> [WHAT YOU ARE ASKED TO DO]
Return the first line, the line containing "import React from", and every line between them, exactly as they stand.

> [DATASET CONTENT]

+ + + +

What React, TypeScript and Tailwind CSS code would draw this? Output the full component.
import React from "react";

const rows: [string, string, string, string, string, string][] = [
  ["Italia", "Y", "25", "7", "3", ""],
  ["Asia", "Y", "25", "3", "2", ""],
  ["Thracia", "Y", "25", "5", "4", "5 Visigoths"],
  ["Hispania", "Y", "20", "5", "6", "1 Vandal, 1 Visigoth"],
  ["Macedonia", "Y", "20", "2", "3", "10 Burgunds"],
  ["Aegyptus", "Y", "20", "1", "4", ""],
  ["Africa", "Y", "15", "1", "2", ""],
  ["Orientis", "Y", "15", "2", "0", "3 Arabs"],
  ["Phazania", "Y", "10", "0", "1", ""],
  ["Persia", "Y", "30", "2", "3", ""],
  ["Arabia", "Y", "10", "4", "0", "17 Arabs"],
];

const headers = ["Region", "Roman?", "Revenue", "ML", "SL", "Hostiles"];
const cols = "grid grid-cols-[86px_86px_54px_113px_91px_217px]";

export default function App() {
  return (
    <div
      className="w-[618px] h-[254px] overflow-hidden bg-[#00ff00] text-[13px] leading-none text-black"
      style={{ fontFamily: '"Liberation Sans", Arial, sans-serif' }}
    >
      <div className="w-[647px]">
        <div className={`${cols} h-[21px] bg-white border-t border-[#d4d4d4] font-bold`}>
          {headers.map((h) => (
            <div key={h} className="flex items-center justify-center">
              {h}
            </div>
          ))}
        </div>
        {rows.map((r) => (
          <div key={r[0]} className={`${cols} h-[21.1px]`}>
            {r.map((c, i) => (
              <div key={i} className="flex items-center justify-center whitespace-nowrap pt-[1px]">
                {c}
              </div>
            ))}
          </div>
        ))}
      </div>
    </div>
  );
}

+ + + +

> [SOLUTION]
What React, TypeScript and Tailwind CSS code would draw this? Output the full component.
import React from "react";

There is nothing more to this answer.